The 537,000-square-foot complex known as True North Commons is being developed by Blue & Silver Development Partners, formed in November 2017 by Dan Schnepf, and Schnepf's firm, Matrix Design Group.
While a few citizens expressed concern about the development encroaching on nearby Monument Creek and other environmental issues, Academy officials and others advocated for the development. Developers hope to issue bonds in the second quarter of 2019.
Although not yet approved, the True North Commons project will require an infusion of $23 million over 25 years in public money via tax increment financing (TIF) collected through the urban renewal mechanism. The TIF allows tax revenue created by the development to be pumped into public infrastructure.
Councilors Bill Murray and Yolanda Avila expressed reservations, however. Murray said the Council votes were premature before everything is known, while Avila, who represents the city's southeast sector, noted the city appears to be doing "back bends, somersaults and back flips to make this happen."
"Southeast Colorado Springs has not had one urban renewal project, ever," she noted. "And we have been screaming out for that. We have an affordable housing [shortage] situation here. We’re leaving out communities. Residents in my district will not have transportation to the [Academy] visitors center. It’s not going to be open to them. It’s not affordable. I want to really look at what our whole city needs. I want us to have a visitors center, but not at this cost where the city has to do anything."
But Cope said, "There is only one Air Force Academy, and there will be only one Air Force Academy visitors center, so this is truly unique and extraordinary."
Additional Council votes on the project will take place March 12.
See the Power Point presentation:
See related PDF
The second vote approved $16.2 million in city sales tax revenues
over 25 years to Scheels All Sports, which plans to build a 220,000-square-foot store in Interquest Marketplace, also in the north end of the city, on land now owned by Nor'wood Development Group, the region's biggest developer. Councilors Murray and Andy Pico dissented, expressing concern the deal gives Scheels an unfair advantage over competitors and will cannibalize existing retailers' business.
The subsidy comes in the form of a Credit Public Improvement Fee that Scheels will be entitled to keep. The city also agreed to waive half of the city's 2 percent sales tax for 25 years. The deal relies on adoption of a new ordinance to enable such an incentive, never before bestowed by the city on a retailer.
The new mechanism can be used for other existing retailer and hotel expansion projects, as well as new construction.
The city contends Scheels will bring $1.5 billion in economic impact and $53 million in net new city tax revenue over 25 years, and 440 jobs with an average salary of $46,250.
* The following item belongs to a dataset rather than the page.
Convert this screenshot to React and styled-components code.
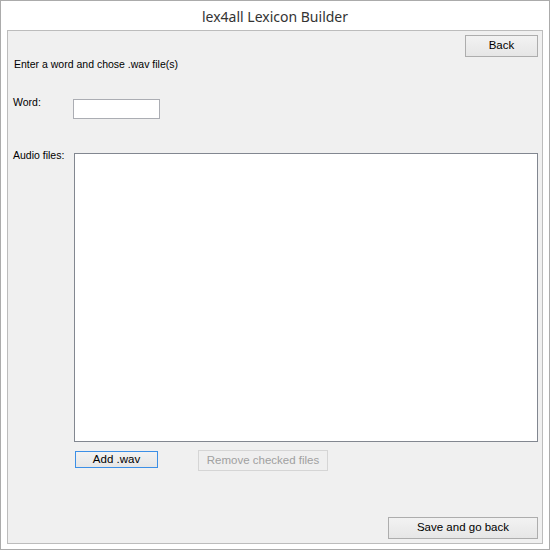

In an email to Council, former Councilor Joel Miller (transparency note: father of Indy
reporter Faith Miller), who served from from 2013 to 2015, had this to say, in part:
Exempting businesses from sales tax in City Code is a new chapter of Corporate Welfare and these special deals are unsustainable and an affront on the free market. What does this do to retailers at the Chapel Hills Mall? Sears has just closed and now you’re voting to accelerate the demise of other businesses nearby by drawing customers away from them through special treatment.